» TASK DETAILS: Starting at the first line of the entries, extract each line up to and including the one that contains "import React from", but leave out the pictures.

[Code that builds pages]
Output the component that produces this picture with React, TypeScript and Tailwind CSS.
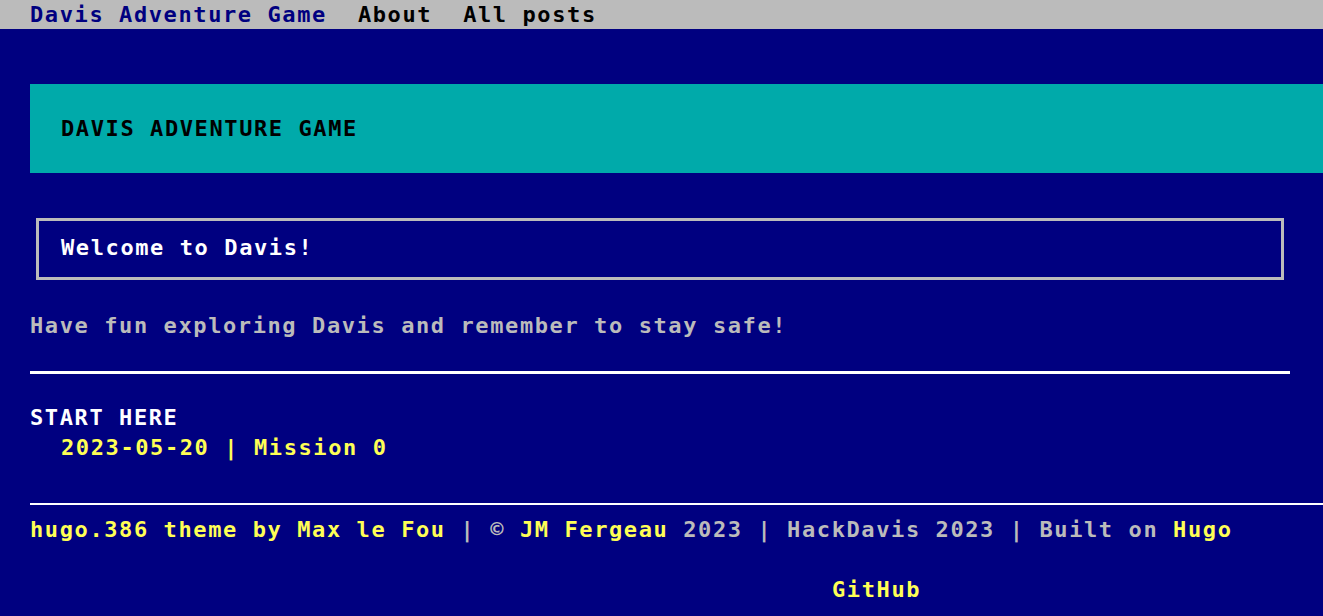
import React from "react";

export default function App() {
  const font = { fontFamily: '"DejaVu Sans Mono", "Liberation Mono", monospace' };
  return (
    <div
      className="min-h-[616px] w-full bg-[#000080] text-[22px] font-bold leading-[30px] tracking-[1.6px] text-[#bbbbbb]"
      style={font}
    >
      <nav className="flex h-[29px] items-start bg-[#bbbbbb] pl-[30px] pt-[1px] leading-[28px]">
        <a className="text-[#000080]">Davis Adventure Game</a>
        <a className="ml-[31px] text-black">About</a>
        <a className="ml-[31px] text-black">All posts</a>
      </nav>

      <div className="pl-[30px] pt-[55px]">
        <header className="bg-[#00aaaa] pb-[29px] pl-[31px] pt-[30px] text-black">
          DAVIS ADVENTURE GAME
        </header>

        <div className="mr-[39px] mt-[45px] ml-[6px] border-[3px] border-[#bbbbbb] pb-[14px] pl-[22px] pt-[12px] text-white">
          Welcome to Davis!
        </div>

        <p className="mt-[31px]">Have fun exploring Davis and remember to stay safe!</p>

        <div className="mr-[33px] mt-[30px] h-[3px] bg-white" />

        <div className="mt-[29px] text-white">START HERE</div>
        <div className="pl-[31px] text-[#ffff55]">2023-05-20 | Mission 0</div>

        <div className="mt-[40px] h-[2px] bg-white" />

        <footer className="pt-[10px]">
          <div>
            <span className="text-[#ffff55]">hugo.386 theme by Max le Fou</span>
            <span> | © </span>
            <span className="text-[#ffff55]">JM Fergeau</span>
            <span> 2023 | HackDavis 2023 | Built on </span>
            <span className="text-[#ffff55]">Hugo</span>
          </div>
          <div className="mt-[30px] pl-[802px] text-[#ffff55]">GitHub</div>
        </footer>
      </div>
    </div>
  );
}
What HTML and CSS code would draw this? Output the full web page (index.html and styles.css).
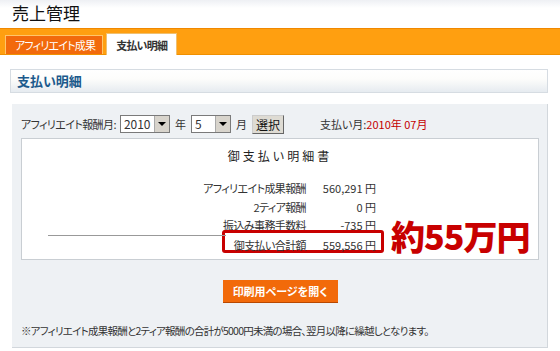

» SOLUTION FOR THIS PROBLEM:
Output the component that produces this picture with React, TypeScript and Tailwind CSS.
import React from "react";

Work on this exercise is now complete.